Reducing food waste in the Netherlands


For 25 years, we’ve been separating and recycling kitchen waste in the Netherlands. Today, we collect cardboard, plastic, plastic PET bottles, used cooking oil, food waste, coffee grounds and certain chemical wastes. Moreover, around half of this recycling brings in additional revenue to the business.

As a member of the Dutch Taskforce on Circular Economy in Food, McDonald’s Netherlands works with industry partners to exchange best practices on reducing food waste, both in our supply chain and in our restaurants. We’ve now reduced kitchen food waste by 50%!

At the same time, McDonald’s Netherlands is working with Stichting NederlandSchoon, an organization that works with public and private partners to prevent and reduce litter. Together, we’ve optimized the design of our parking lots to make sure the right bins are available for our guests whenever they might want to use them. Our crew empties and cleans the bins regularly, and picks up litter more than 25 meters around our restaurants. Yearly, many restaurants participate in National Cleanup Day to raise awareness on litter within their communities.
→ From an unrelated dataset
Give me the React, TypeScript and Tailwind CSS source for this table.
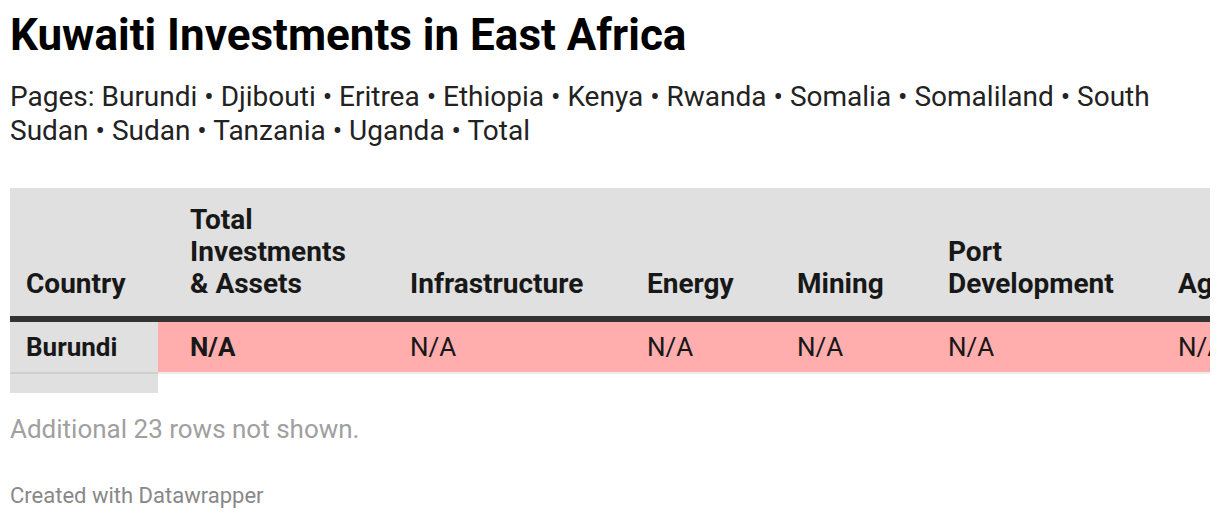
const columns = [
    { label: ["Total", "Investments", "& Assets"], width: "w-[220px]" },
    { label: ["Infrastructure"], width: "w-[237px]" },
    { label: ["Energy"], width: "w-[150px]" },
    { label: ["Mining"], width: "w-[151px]" },
    { label: ["Port", "Development"], width: "w-[230px]" },
    { label: ["Agriculture"], width: "w-[200px]" },
];

const pages = ["Burundi", "Djibouti", "Eritrea", "Ethiopia", "Kenya", "Rwanda", "Somalia", "Somaliland", "South Sudan", "Sudan", "Tanzania", "Uganda", "Total"];

export default function App() {
    return (
        <div className="min-h-[520px] bg-white p-[10px] font-['Roboto',sans-serif] text-[#181818]">
            <h1 className="text-[44px] font-bold leading-[50px] text-black">Kuwaiti Investments in East Africa</h1>

            <p className="mt-[20px] text-[28px] leading-[34px] text-[#222]">Pages: {pages.join(" • ")}</p>

            <div className="mt-[40px] w-[1200px] overflow-hidden">
                <div className="w-[1400px]">
                    {/* header */}
                    <div className="flex items-end bg-[#e0e0e0] h-[134px] pb-[16px] border-b-[6px] border-[#333]">
                        <div className="w-[148px] shrink-0 pl-[16px] text-[28px] leading-[32px] font-bold">Country</div>
                        {columns.map((c) => (
                            <div
                                key={c.label.join(" ")}
                                className={`${c.width} shrink-0 pl-[32px] text-[28px] leading-[32px] font-bold whitespace-nowrap`}
                            >
                                {c.label.map((l) => (
                                    <div key={l}>{l}</div>
                                ))}
                            </div>
                        ))}
                    </div>

                    {/* row */}
                    <div className="flex h-[52px] text-[26px]">
                        <div className="w-[148px] shrink-0 pl-[16px] flex items-center bg-[#e0e0e0] font-bold border-b-2 border-[#cfcfcf]">
                            Burundi
                        </div>
                        <div className="flex flex-1 bg-[#ffadad] border-b-2 border-[#ececec]">
                            {columns.map((c, i) => (
                                <div
                                    key={c.label.join(" ")}
                                    className={`${c.width} shrink-0 pl-[32px] flex items-center whitespace-nowrap ${i === 0 ? "font-bold" : ""}`}
                                >
                                    N/A
                                </div>
                            ))}
                        </div>
                    </div>
                    <div className="w-[148px] h-[19px] bg-[#e0e0e0]"></div>
                </div>
            </div>

            <p className="mt-[21px] text-[26px] leading-[30px] text-[#a0a0a0]">Additional 23 rows not shown.</p>

            <p className="mt-[40px] text-[22px] leading-[24px] text-[#888]">Created with Datawrapper</p>
        </div>
    );
}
Eating out in Taiwan just became more sustainable


With around 8,500 tons of paper used in our packaging across Taiwan every year, achieving the FSC stamp of approval on packaging in nearly 400 restaurants is a big milestone. First applied to napkins in 2015, we engaged around 20 suppliers to expand FSC Chain of Custody certification to paper bags and cups in 2017. Since the end of 2017, more than 50 packaging items are FSC certified. In a country where eating out is the norm, this is big news.

While tackling paper sustainability, we’re also finding ways to reduce packaging altogether. We’ve been trialling ways to optimize packaging, such as “clamshell” boxes (saving 42 tons of paper a year) and using bags over boxes for nuggets. By using lighter bags, we’ve saved 120 tons of fiber each year, while lightweight cutlery is saving 4 tons of resin. And plastic cups and bowls for sundaes, drinks and salads are now made of biodegradable materials.